The space shuttle does have rockets attached to it! It has three main engines (SSME). The large fuel tank contains the liquid oxygen and liquid hydrogen that is pumped through piping between the large tanks and Space Shuttle. The booster rockets (SRBs) provide the propulsion for the large tank. The SRBs then separate when the shuttle gets high enough to atmospheric drag reduces to the point that the tank can travel with the shuttle without being torn away.
Nuclear thermal propulsion alleviates the need for the chemical reaction between hydrogen and oxygen; the hydrogen is simply passed through the reactor core and thermal energy is conducted from the reactor fuel elements into the hydrogen. Even with only hydrogen, a Space Shuttle would still require a tank (vessel) to hold the hydrogen, whether external or internal.
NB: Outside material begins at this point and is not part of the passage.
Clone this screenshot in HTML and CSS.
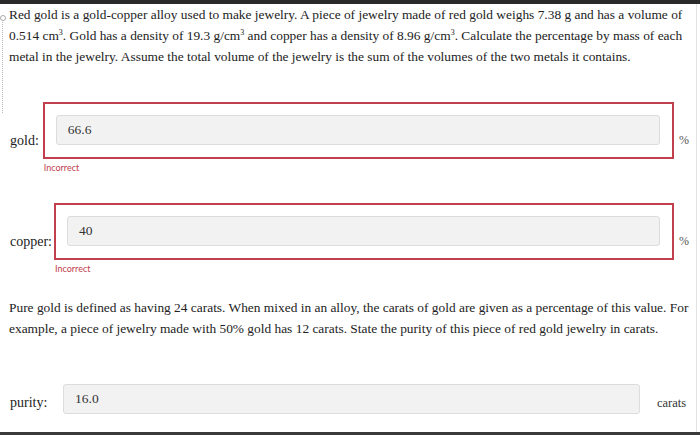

The space shuttle is design to return to earth much like an aircraft, and thus serves in low earth orbit. For venturing further out from LEO, one would require a different configuration, much like Apollo system or the successor, Artemis.
https://www.nasa.gov/humans-in-space/artemis/
https://en.wikipedia.org/wiki/Artemis_program
So far, only ground tests of NTR systems have been tested (NERVA). There have been no in situ deployments of NTRs, so it is not clear how effective such a system would be. Theoretically, the specific impulse of a nuclear thermal system is about twice that of a hydrogen-oxygen chemical propulsion.